- **SHORT EXERCISE**
From the line containing "Emit a component" down to the last line, set down each line exactly as it is, and nothing more. Leave the pictures out.
====== LISTED ENTRIES
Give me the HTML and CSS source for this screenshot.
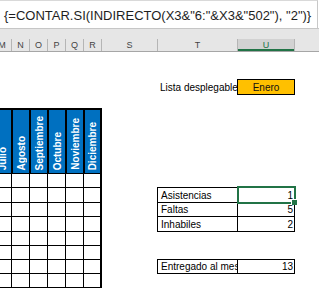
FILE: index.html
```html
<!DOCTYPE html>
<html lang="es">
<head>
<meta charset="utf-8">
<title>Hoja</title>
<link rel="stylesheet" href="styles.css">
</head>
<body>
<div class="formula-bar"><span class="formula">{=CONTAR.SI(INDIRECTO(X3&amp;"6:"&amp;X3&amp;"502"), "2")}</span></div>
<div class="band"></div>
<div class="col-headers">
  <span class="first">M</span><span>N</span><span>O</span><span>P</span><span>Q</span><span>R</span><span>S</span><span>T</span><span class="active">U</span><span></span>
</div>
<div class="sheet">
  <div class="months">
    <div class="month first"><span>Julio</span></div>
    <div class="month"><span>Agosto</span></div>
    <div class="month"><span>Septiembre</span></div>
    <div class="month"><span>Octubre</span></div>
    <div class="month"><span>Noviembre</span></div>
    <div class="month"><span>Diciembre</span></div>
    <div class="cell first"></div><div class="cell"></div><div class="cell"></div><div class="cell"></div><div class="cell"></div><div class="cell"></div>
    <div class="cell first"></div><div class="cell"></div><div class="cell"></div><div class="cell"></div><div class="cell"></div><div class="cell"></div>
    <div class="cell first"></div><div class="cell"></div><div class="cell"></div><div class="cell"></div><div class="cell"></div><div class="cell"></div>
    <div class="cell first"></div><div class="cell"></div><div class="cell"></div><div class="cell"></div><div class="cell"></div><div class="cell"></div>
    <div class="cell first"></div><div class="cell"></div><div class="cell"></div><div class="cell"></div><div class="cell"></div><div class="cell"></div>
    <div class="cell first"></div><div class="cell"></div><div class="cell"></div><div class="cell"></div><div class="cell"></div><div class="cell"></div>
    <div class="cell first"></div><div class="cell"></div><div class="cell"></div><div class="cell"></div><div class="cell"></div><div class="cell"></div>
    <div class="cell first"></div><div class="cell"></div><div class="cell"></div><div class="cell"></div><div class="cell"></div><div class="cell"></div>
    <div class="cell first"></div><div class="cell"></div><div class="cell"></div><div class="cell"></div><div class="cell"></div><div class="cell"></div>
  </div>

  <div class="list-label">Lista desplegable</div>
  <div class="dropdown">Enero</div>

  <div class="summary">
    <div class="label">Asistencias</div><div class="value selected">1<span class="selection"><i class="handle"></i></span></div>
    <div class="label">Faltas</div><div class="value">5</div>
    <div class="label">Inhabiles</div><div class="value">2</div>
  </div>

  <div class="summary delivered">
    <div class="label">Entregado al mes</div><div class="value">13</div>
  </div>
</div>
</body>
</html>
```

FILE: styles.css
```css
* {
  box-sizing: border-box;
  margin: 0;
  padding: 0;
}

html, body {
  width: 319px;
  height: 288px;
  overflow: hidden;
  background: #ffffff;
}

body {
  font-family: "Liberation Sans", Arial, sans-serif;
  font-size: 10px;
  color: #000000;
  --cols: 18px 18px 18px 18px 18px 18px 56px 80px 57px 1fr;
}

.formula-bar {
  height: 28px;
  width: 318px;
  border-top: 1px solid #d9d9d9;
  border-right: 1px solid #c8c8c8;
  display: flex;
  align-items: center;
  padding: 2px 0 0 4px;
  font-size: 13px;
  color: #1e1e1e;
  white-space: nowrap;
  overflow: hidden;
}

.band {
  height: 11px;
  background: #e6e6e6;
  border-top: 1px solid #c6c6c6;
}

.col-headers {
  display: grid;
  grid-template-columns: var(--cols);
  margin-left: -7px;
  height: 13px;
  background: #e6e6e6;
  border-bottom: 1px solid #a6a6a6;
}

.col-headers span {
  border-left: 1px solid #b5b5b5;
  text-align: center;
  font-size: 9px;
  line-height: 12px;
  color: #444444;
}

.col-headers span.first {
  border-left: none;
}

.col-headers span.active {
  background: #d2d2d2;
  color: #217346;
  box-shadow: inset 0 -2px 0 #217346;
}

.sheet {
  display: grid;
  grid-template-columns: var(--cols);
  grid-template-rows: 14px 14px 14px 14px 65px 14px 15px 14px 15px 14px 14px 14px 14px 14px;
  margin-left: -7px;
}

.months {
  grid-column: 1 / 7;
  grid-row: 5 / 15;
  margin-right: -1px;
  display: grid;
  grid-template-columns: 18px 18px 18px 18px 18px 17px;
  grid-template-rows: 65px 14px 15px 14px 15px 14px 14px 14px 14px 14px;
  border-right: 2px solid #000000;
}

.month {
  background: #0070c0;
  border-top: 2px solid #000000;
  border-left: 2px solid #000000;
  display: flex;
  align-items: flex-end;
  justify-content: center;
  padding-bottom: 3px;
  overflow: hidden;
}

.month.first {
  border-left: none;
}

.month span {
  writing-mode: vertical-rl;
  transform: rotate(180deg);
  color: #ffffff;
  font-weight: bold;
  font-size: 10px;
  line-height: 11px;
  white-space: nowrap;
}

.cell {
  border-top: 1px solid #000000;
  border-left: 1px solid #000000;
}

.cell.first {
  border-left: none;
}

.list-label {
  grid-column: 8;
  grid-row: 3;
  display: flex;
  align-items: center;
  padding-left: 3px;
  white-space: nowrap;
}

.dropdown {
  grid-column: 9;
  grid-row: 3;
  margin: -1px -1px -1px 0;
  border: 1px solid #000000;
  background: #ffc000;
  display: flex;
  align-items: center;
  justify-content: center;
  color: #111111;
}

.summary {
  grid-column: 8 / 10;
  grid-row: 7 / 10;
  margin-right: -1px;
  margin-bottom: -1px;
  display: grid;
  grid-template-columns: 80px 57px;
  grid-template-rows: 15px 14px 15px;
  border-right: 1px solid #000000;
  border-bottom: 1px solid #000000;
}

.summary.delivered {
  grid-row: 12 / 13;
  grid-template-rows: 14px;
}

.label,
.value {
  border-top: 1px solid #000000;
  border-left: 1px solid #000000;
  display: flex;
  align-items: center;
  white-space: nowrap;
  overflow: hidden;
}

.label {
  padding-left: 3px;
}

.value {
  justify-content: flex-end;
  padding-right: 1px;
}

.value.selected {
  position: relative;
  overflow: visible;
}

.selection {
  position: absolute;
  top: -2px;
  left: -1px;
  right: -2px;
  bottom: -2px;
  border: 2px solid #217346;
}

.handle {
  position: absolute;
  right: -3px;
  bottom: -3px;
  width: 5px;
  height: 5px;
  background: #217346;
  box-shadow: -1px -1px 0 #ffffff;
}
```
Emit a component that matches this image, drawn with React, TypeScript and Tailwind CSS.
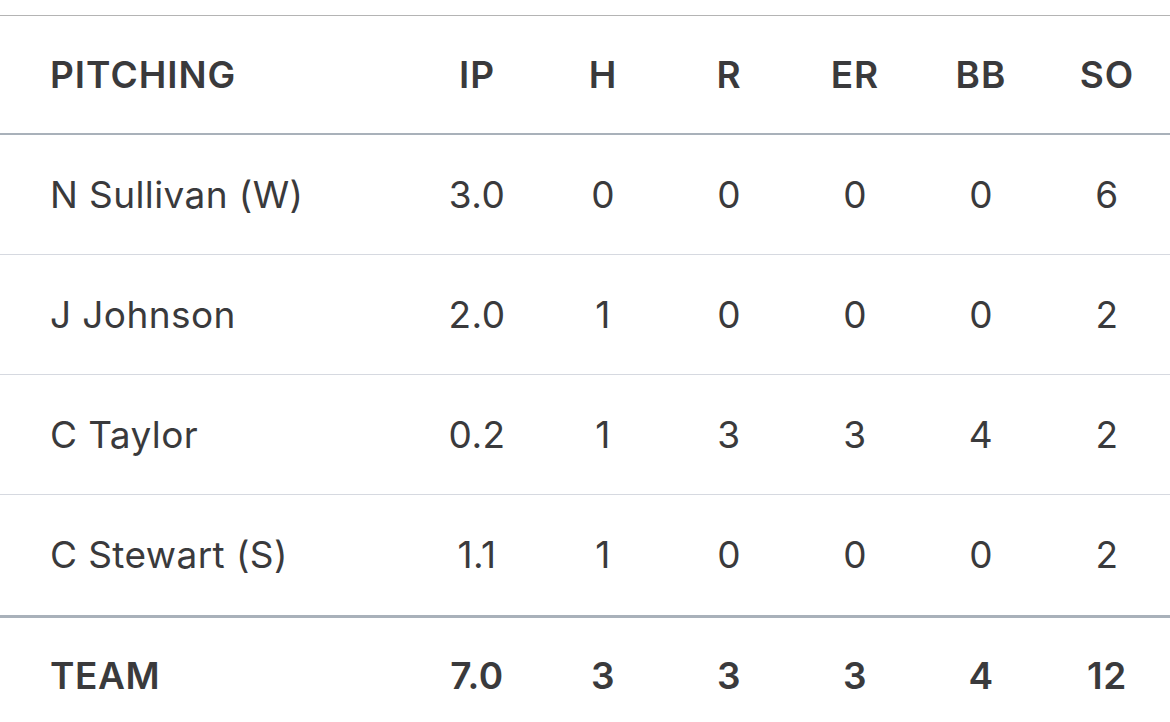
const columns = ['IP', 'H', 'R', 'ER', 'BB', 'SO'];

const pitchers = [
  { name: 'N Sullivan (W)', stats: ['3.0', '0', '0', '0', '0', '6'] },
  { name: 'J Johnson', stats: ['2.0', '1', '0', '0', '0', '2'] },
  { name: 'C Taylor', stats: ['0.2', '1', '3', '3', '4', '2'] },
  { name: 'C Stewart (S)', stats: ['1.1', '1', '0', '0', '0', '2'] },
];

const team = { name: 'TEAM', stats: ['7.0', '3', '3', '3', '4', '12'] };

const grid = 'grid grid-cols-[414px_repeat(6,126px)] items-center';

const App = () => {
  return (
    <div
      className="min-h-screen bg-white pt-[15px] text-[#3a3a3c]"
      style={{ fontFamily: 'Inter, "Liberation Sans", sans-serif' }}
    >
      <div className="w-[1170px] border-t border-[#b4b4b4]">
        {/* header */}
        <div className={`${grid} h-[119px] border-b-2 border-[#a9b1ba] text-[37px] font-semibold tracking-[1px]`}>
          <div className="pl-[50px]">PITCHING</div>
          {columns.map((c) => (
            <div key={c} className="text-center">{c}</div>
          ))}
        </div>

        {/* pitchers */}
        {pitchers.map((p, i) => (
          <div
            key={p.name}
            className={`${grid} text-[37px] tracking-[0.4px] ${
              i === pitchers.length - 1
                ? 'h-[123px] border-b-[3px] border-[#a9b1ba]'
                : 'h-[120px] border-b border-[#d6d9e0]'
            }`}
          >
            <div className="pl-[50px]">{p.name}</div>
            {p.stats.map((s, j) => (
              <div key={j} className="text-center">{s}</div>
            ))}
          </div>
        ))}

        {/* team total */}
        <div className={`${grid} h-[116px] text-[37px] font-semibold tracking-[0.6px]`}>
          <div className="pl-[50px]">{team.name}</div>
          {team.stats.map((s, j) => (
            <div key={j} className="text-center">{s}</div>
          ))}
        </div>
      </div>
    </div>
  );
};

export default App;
============
- **EXERCISE OUTPUT**
Emit a component that matches this image, drawn with React, TypeScript and Tailwind CSS.
const columns = ['IP', 'H', 'R', 'ER', 'BB', 'SO'];

const pitchers = [
  { name: 'N Sullivan (W)', stats: ['3.0', '0', '0', '0', '0', '6'] },
  { name: 'J Johnson', stats: ['2.0', '1', '0', '0', '0', '2'] },
  { name: 'C Taylor', stats: ['0.2', '1', '3', '3', '4', '2'] },
  { name: 'C Stewart (S)', stats: ['1.1', '1', '0', '0', '0', '2'] },
];

const team = { name: 'TEAM', stats: ['7.0', '3', '3', '3', '4', '12'] };

const grid = 'grid grid-cols-[414px_repeat(6,126px)] items-center';

const App = () => {
  return (
    <div
      className="min-h-screen bg-white pt-[15px] text-[#3a3a3c]"
      style={{ fontFamily: 'Inter, "Liberation Sans", sans-serif' }}
    >
      <div className="w-[1170px] border-t border-[#b4b4b4]">
        {/* header */}
        <div className={`${grid} h-[119px] border-b-2 border-[#a9b1ba] text-[37px] font-semibold tracking-[1px]`}>
          <div className="pl-[50px]">PITCHING</div>
          {columns.map((c) => (
            <div key={c} className="text-center">{c}</div>
          ))}
        </div>

        {/* pitchers */}
        {pitchers.map((p, i) => (
          <div
            key={p.name}
            className={`${grid} text-[37px] tracking-[0.4px] ${
              i === pitchers.length - 1
                ? 'h-[123px] border-b-[3px] border-[#a9b1ba]'
                : 'h-[120px] border-b border-[#d6d9e0]'
            }`}
          >
            <div className="pl-[50px]">{p.name}</div>
            {p.stats.map((s, j) => (
              <div key={j} className="text-center">{s}</div>
            ))}
          </div>
        ))}

        {/* team total */}
        <div className={`${grid} h-[116px] text-[37px] font-semibold tracking-[0.6px]`}>
          <div className="pl-[50px]">{team.name}</div>
          {team.stats.map((s, j) => (
            <div key={j} className="text-center">{s}</div>
          ))}
        </div>
      </div>
    </div>
  );
};

export default App;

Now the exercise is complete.